What to do
Leave out the pictures and repeat the data exactly.
══════════════════════════════
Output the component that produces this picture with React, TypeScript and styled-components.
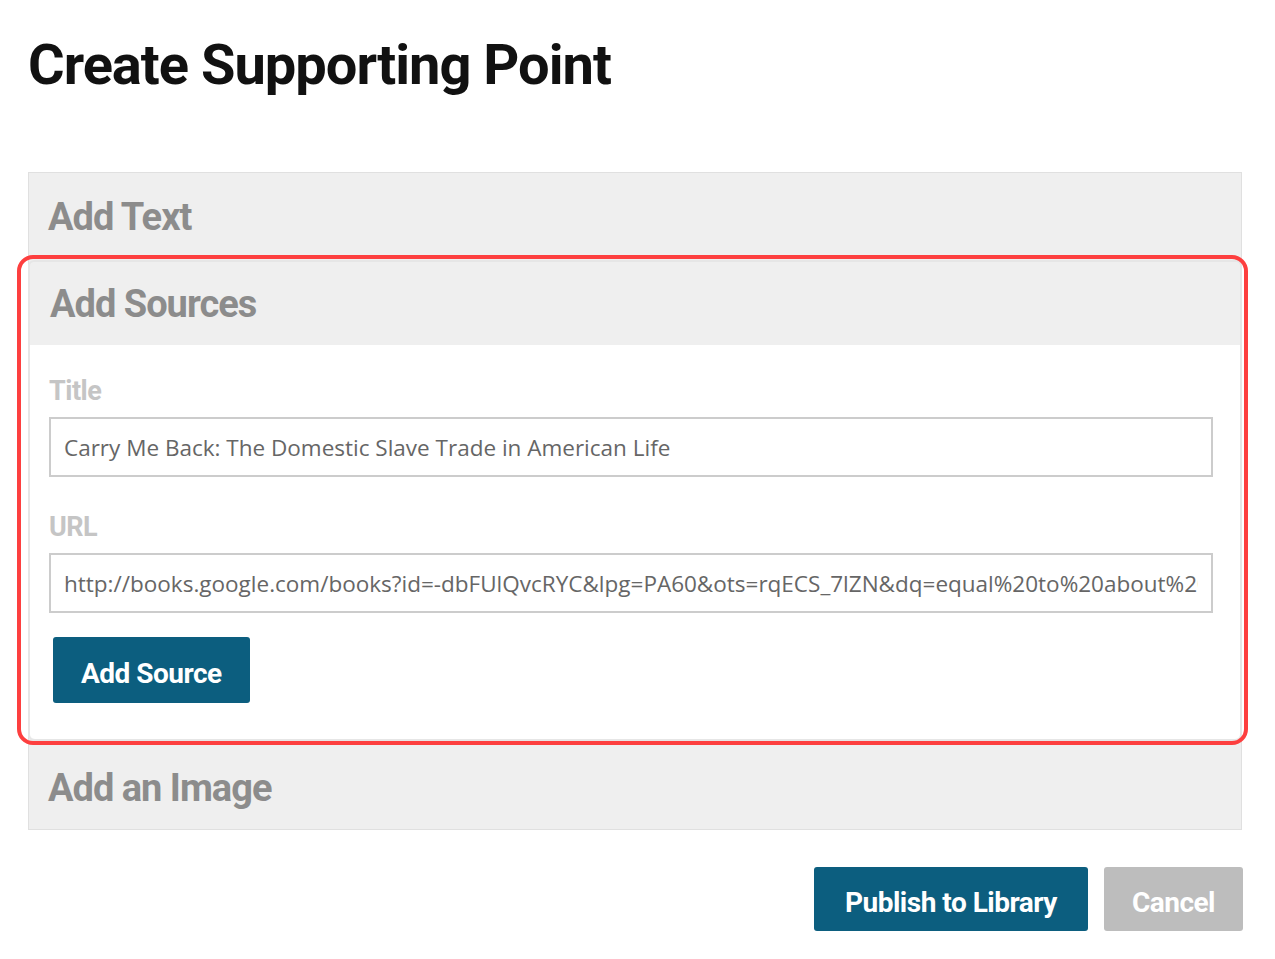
import React from 'react';
import styled, { createGlobalStyle } from 'styled-components';

const GlobalStyle = createGlobalStyle`
  body {
    margin: 0;
    background: #fff;
    font-family: Roboto, 'Liberation Sans', sans-serif;
  }
`;

const Page = styled.div`
  width: 1214px;
  padding: 25px 0 28px 28px;
`;

const Heading = styled.h1`
  margin: 0;
  font-size: 56px;
  line-height: 80px;
  font-weight: 700;
  letter-spacing: -1px;
  color: #111;
`;

const Accordion = styled.div`
  margin-top: 67px;
  border: 1px solid #e0e0e0;
  background: #efefef;
`;

const Section = styled.div<{ open?: boolean }>`
  position: relative;
  margin: 0 -1px;
  border: ${(p) => (p.open ? '2px solid #e6e6e6' : '0')};
  border-radius: ${(p) => (p.open ? '6px' : '0')};
`;

const Highlight = styled.div`
  position: absolute;
  left: -13px;
  right: -8px;
  top: -7px;
  bottom: -6px;
  border: 4px solid #fd3f3f;
  border-radius: 16px;
  pointer-events: none;
`;

const SectionHeader = styled.div<{ open?: boolean; last?: boolean }>`
  box-sizing: border-box;
  height: ${(p) => (p.open ? '83px' : p.last ? '88px' : '87px')};
  padding: ${(p) => (p.last ? '6px' : '0')} 0 0 20px;
  display: flex;
  align-items: center;
  font-size: 38px;
  font-weight: 700;
  letter-spacing: -1px;
  color: #8c8c8c;
`;

const SectionBody = styled.div`
  background: #fff;
  padding: 28px 27px 36px 19px;
  border-radius: 0 0 5px 5px;
`;

const Field = styled.div`
  & + & {
    margin-top: 32px;
  }
`;

const Label = styled.label`
  display: block;
  font-size: 27px;
  line-height: 36px;
  font-weight: 700;
  letter-spacing: -0.5px;
  color: #c5c5c5;
  margin-bottom: 8px;
`;

const Input = styled.input`
  display: block;
  box-sizing: border-box;
  width: 100%;
  height: 60px;
  margin: 0;
  padding: 0 13px;
  border: 2px solid #cccccc;
  font-family: 'Open Sans', sans-serif;
  font-size: 22.5px;
  color: #666;
  background: #fff;
  outline: none;
`;

const Button = styled.button<{ muted?: boolean }>`
  box-sizing: border-box;
  height: 64px;
  padding: 6px ${(p) => (p.muted ? '28px' : '31px')} 0;
  border: 0;
  border-radius: 3px;
  background: ${(p) => (p.muted ? '#bdbdbd' : '#0c5e7f')};
  color: #fff;
  font-family: inherit;
  font-size: 28px;
  font-weight: 700;
  letter-spacing: -0.5px;
  cursor: pointer;
`;

const AddButton = styled(Button)`
  display: block;
  height: 66px;
  margin: 24px 0 0 4px;
  padding: 6px 28px 0;
`;

const Footer = styled.div`
  display: flex;
  justify-content: flex-end;
  gap: 16px;
  margin-top: 37px;
  margin-right: -1px;
`;

export default function App() {
  return (
    <>
      <GlobalStyle />
      <Page>
        <Heading>Create Supporting Point</Heading>
        <Accordion>
          <Section>
            <SectionHeader>Add Text</SectionHeader>
          </Section>
          <Section open>
            <Highlight />
            <SectionHeader open>Add Sources</SectionHeader>
            <SectionBody>
              <Field>
                <Label>Title</Label>
                <Input defaultValue="Carry Me Back: The Domestic Slave Trade in American Life" />
              </Field>
              <Field>
                <Label>URL</Label>
                <Input defaultValue="http://books.google.com/books?id=-dbFUlQvcRYC&lpg=PA60&ots=rqECS_7lZN&dq=equal%20to%20about%20one%20thousand" />
              </Field>
              <AddButton>Add Source</AddButton>
            </SectionBody>
          </Section>
          <Section>
            <SectionHeader last>Add an Image</SectionHeader>
          </Section>
        </Accordion>
        <Footer>
          <Button>Publish to Library</Button>
          <Button muted>Cancel</Button>
        </Footer>
      </Page>
    </>
  );
}
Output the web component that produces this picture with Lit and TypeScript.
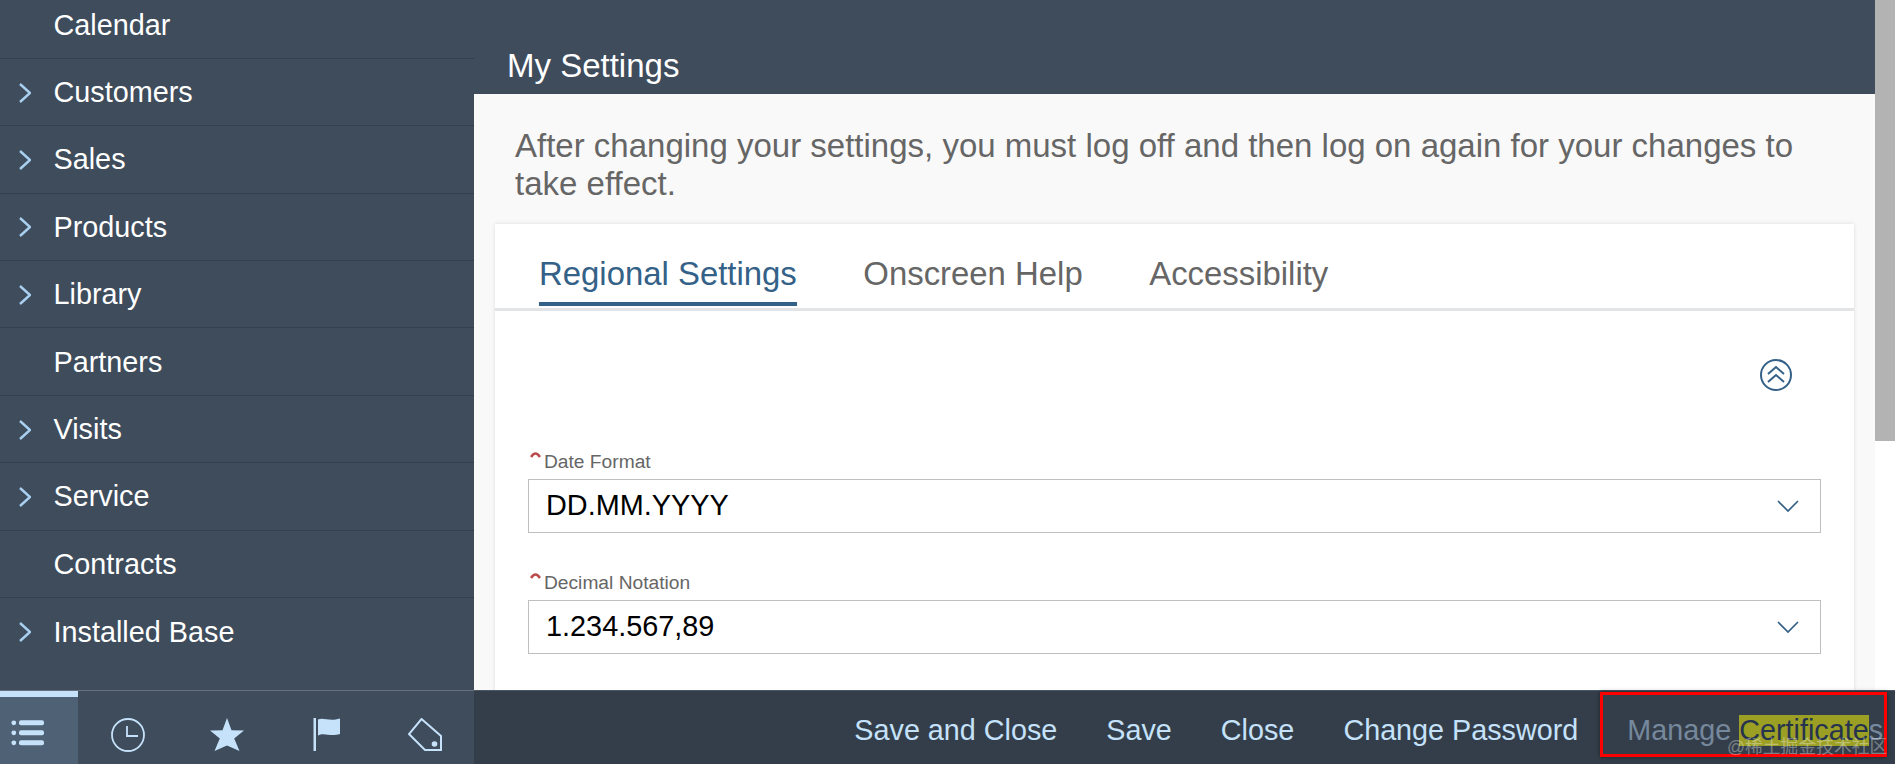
══════════════════════════════
Written answer
Output the component that produces this picture with React, TypeScript and styled-components.
import React from 'react';
import styled, { createGlobalStyle } from 'styled-components';

const GlobalStyle = createGlobalStyle`
  body {
    margin: 0;
    background: #fff;
    font-family: Roboto, 'Liberation Sans', sans-serif;
  }
`;

const Page = styled.div`
  width: 1214px;
  padding: 25px 0 28px 28px;
`;

const Heading = styled.h1`
  margin: 0;
  font-size: 56px;
  line-height: 80px;
  font-weight: 700;
  letter-spacing: -1px;
  color: #111;
`;

const Accordion = styled.div`
  margin-top: 67px;
  border: 1px solid #e0e0e0;
  background: #efefef;
`;

const Section = styled.div<{ open?: boolean }>`
  position: relative;
  margin: 0 -1px;
  border: ${(p) => (p.open ? '2px solid #e6e6e6' : '0')};
  border-radius: ${(p) => (p.open ? '6px' : '0')};
`;

const Highlight = styled.div`
  position: absolute;
  left: -13px;
  right: -8px;
  top: -7px;
  bottom: -6px;
  border: 4px solid #fd3f3f;
  border-radius: 16px;
  pointer-events: none;
`;

const SectionHeader = styled.div<{ open?: boolean; last?: boolean }>`
  box-sizing: border-box;
  height: ${(p) => (p.open ? '83px' : p.last ? '88px' : '87px')};
  padding: ${(p) => (p.last ? '6px' : '0')} 0 0 20px;
  display: flex;
  align-items: center;
  font-size: 38px;
  font-weight: 700;
  letter-spacing: -1px;
  color: #8c8c8c;
`;

const SectionBody = styled.div`
  background: #fff;
  padding: 28px 27px 36px 19px;
  border-radius: 0 0 5px 5px;
`;

const Field = styled.div`
  & + & {
    margin-top: 32px;
  }
`;

const Label = styled.label`
  display: block;
  font-size: 27px;
  line-height: 36px;
  font-weight: 700;
  letter-spacing: -0.5px;
  color: #c5c5c5;
  margin-bottom: 8px;
`;

const Input = styled.input`
  display: block;
  box-sizing: border-box;
  width: 100%;
  height: 60px;
  margin: 0;
  padding: 0 13px;
  border: 2px solid #cccccc;
  font-family: 'Open Sans', sans-serif;
  font-size: 22.5px;
  color: #666;
  background: #fff;
  outline: none;
`;

const Button = styled.button<{ muted?: boolean }>`
  box-sizing: border-box;
  height: 64px;
  padding: 6px ${(p) => (p.muted ? '28px' : '31px')} 0;
  border: 0;
  border-radius: 3px;
  background: ${(p) => (p.muted ? '#bdbdbd' : '#0c5e7f')};
  color: #fff;
  font-family: inherit;
  font-size: 28px;
  font-weight: 700;
  letter-spacing: -0.5px;
  cursor: pointer;
`;

const AddButton = styled(Button)`
  display: block;
  height: 66px;
  margin: 24px 0 0 4px;
  padding: 6px 28px 0;
`;

const Footer = styled.div`
  display: flex;
  justify-content: flex-end;
  gap: 16px;
  margin-top: 37px;
  margin-right: -1px;
`;

export default function App() {
  return (
    <>
      <GlobalStyle />
      <Page>
        <Heading>Create Supporting Point</Heading>
        <Accordion>
          <Section>
            <SectionHeader>Add Text</SectionHeader>
          </Section>
          <Section open>
            <Highlight />
            <SectionHeader open>Add Sources</SectionHeader>
            <SectionBody>
              <Field>
                <Label>Title</Label>
                <Input defaultValue="Carry Me Back: The Domestic Slave Trade in American Life" />
              </Field>
              <Field>
                <Label>URL</Label>
                <Input defaultValue="http://books.google.com/books?id=-dbFUlQvcRYC&lpg=PA60&ots=rqECS_7lZN&dq=equal%20to%20about%20one%20thousand" />
              </Field>
              <AddButton>Add Source</AddButton>
            </SectionBody>
          </Section>
          <Section>
            <SectionHeader last>Add an Image</SectionHeader>
          </Section>
        </Accordion>
        <Footer>
          <Button>Publish to Library</Button>
          <Button muted>Cancel</Button>
        </Footer>
      </Page>
    </>
  );
}
Output the web component that produces this picture with Lit and TypeScript.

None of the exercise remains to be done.